By John Richardson

CHEMICALS traders and the financial community, quite obviously, benefit enormously from volatility.

Thus we have seen certain chemicals markets being talked-up by the trading community on the basis that the post-Lunar New Year period will see a surge in demand.

Equally, the job of the financial community at the moment is to sell a story to investors about a rise in chemicals prices being translated into a strong recovery in sector-specific stocks.

But the job of chemicals companies, as we discussed last Friday, should be to see through all the smokescreens and come up with realistic scenarios for the rest of this year, not just the next few weeks.

We hope what follows helps, and we apologise in advance if this seems repetitive – BUT THESE ISSUES ARE JUST TOO IMPORTANT AT THE MOMENT FOR US TO NEGLECT.

One thing that should worry chemicals companies is that in the polyethylene (PE) market – and perhaps in other chemicals and polymer markets – they have reportedly lacked the ability to push-through price increases to compensate for weak margins.

The reason is that demand for imported material has fallen, as a large percentage of imports are re-exported as finished goods. China’s export trade has, of course, suffered because of what’s happening in the West. PE markets are, as result, much more driven by the domestic final consumer.

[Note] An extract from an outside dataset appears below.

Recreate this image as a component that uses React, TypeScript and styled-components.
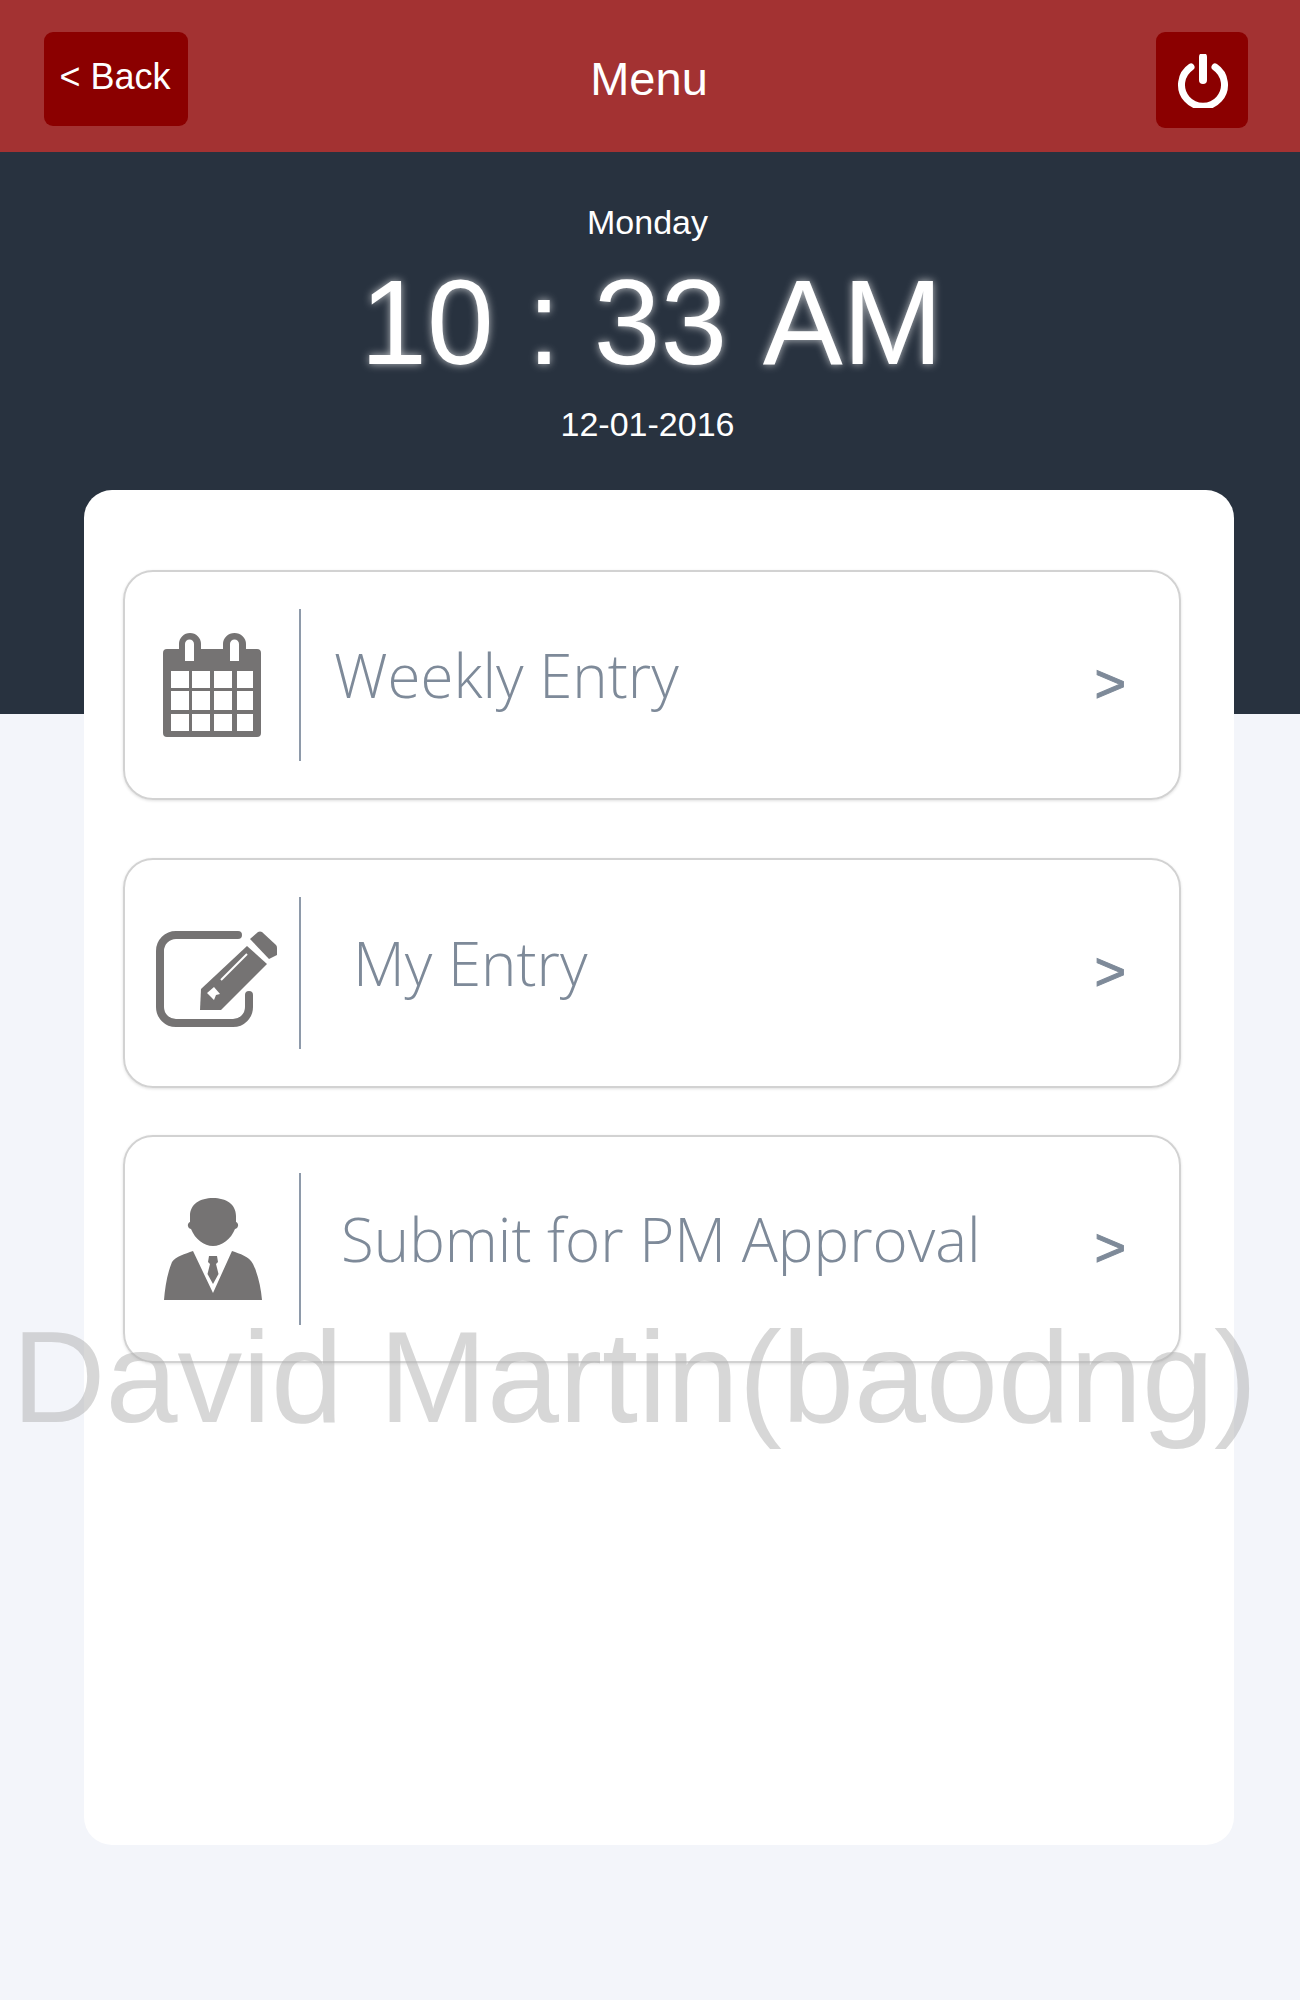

Any “surge” in post Lunar-New Year demand might be substantially because factories have been shut down for longer than is usual due to weak export trade. For instance, small and medium-sized tyre factories closed for 2-3 weeks rather than the usual 5-7 days, according to ICIS news. We have heard anecdotal reports of the same extended shutdowns taking place in many manufacturing sectors.

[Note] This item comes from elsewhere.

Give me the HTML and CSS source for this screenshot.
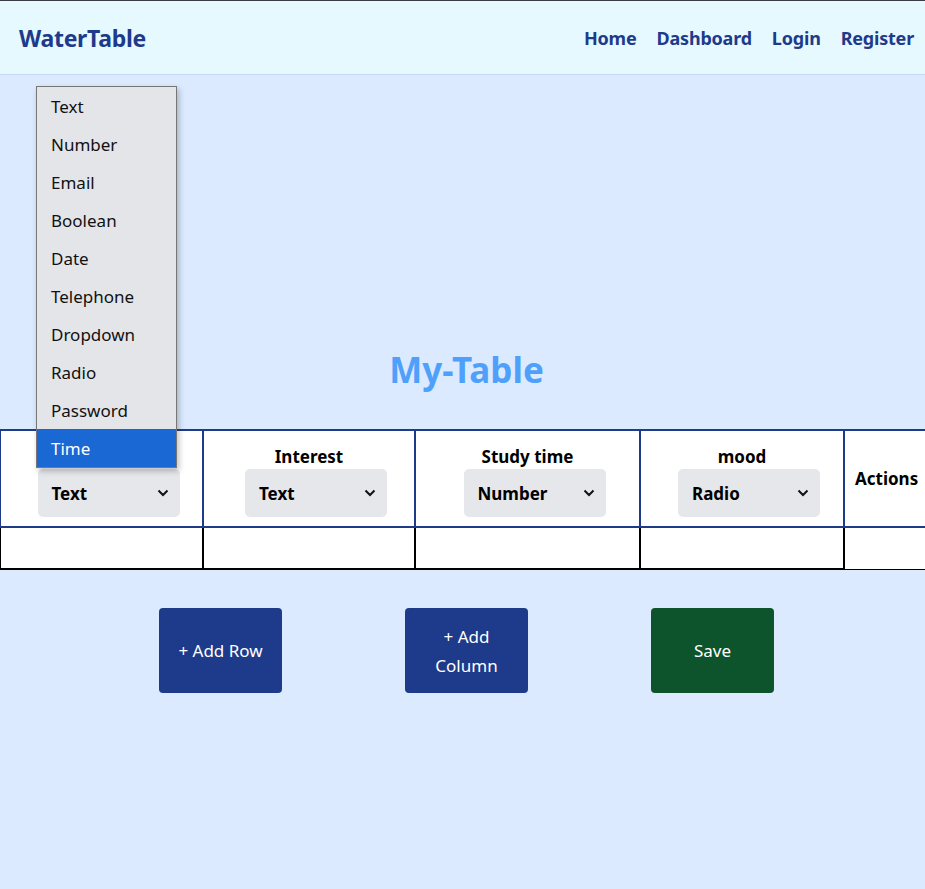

In the short term, the power of overseas PE producers appears to have increased as a result of the outage at the Al-Jubail complex in Saudi Arabia. February offers have been withdrawn, and no doubt will be revised upwards, as a power failure is expected to keep the complex down for several days.

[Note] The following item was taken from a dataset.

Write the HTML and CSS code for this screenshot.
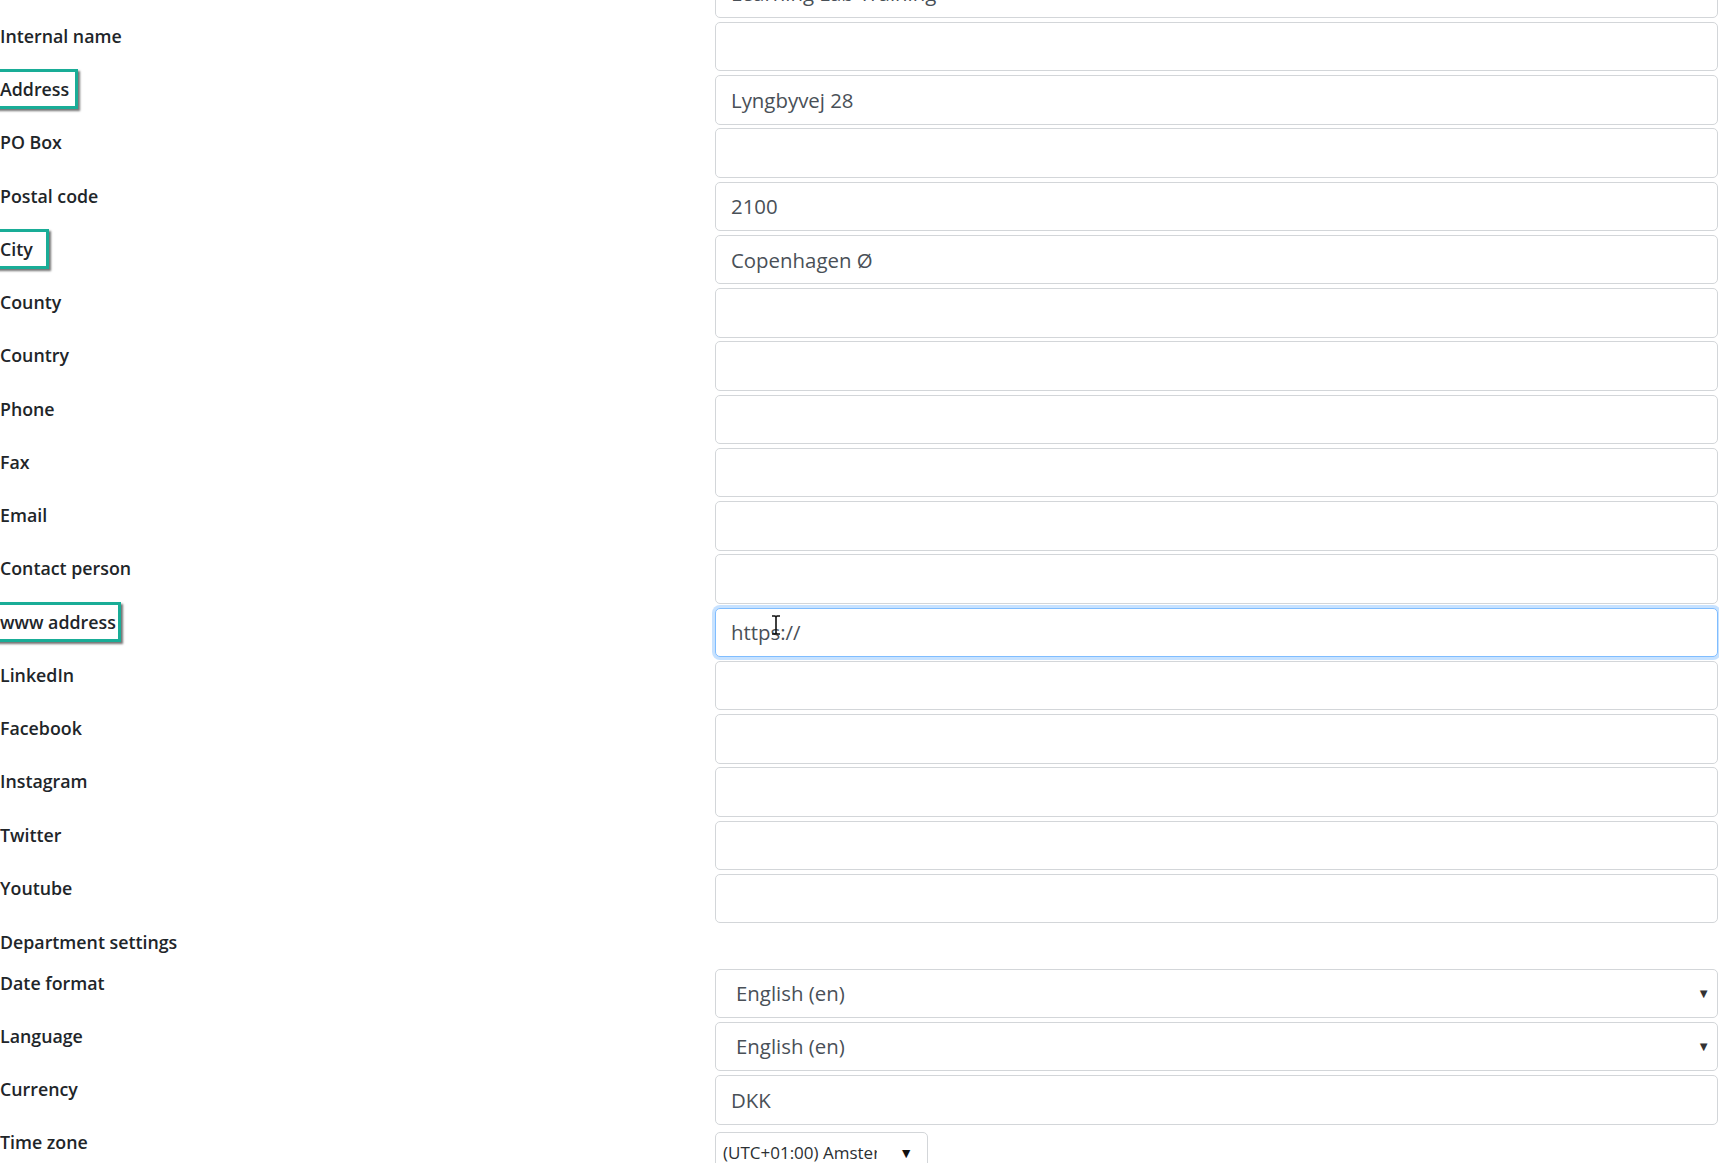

There is also talk right now about the market returning from the Lunar New Year just as the Asian cracker turnaround season gets into full swing. March production losses are said to represent the peak of the season.

But a glance at the ICIS shutdown schedule for 2012 (see chart below) shows that shutdowns are evenly spread throughout the year. And crucially, 50 percent less ethylene production is expected to be lost this year compared with 2011 as a result of fewer crackers being shut down.


Presentation1.jpgFurther, new plants in the Middle East are being commissioned in H1.

Demand is the thing, real, sustainable demand – and in China right now there are no guarantees that 2012 demand will be any better than 2011

We find it ironic is that the worst the manufacturing sector in China becomes the more stock markets – and in parallel the Dalian Commodity Exchange – rise on the assumption that China’s government will be forced to more aggressively ease bank-lending conditions.

A case in point was last week’s release of the preliminary January purchasing manager’s index, showing a contraction for the third month in a row. As we have discussed many times, however, and we talked about again last Friday, Beijing’s options for easing liquidity seem to be extremely limited.

And finally, what about oil prices and their impact on global GDP (gross domestic product) growth?

“The issue is simple. The world has never before had to live with Brent prices at over $100/bbl ($2012) for so long,” wrote fellow blogger Paul Hodges in this post on Friday.

“Demand destruction is clearly taking place on a wider and wider scale. Even if prices fell sharply tomorrow, demand would now still take a long time to recover.”

For the European integrated polyolefins industry, it is about managing supply in order to recover lost margins resulting from high crude prices – and also a volatile Euro.

A triple digit increase in the February ethylene contract price is therefore now expected as a result of management of supply in the face of persistently poor demand prospects, again according to ICIS news. 

We suspect this is the case up and down many commodity chemicals chains.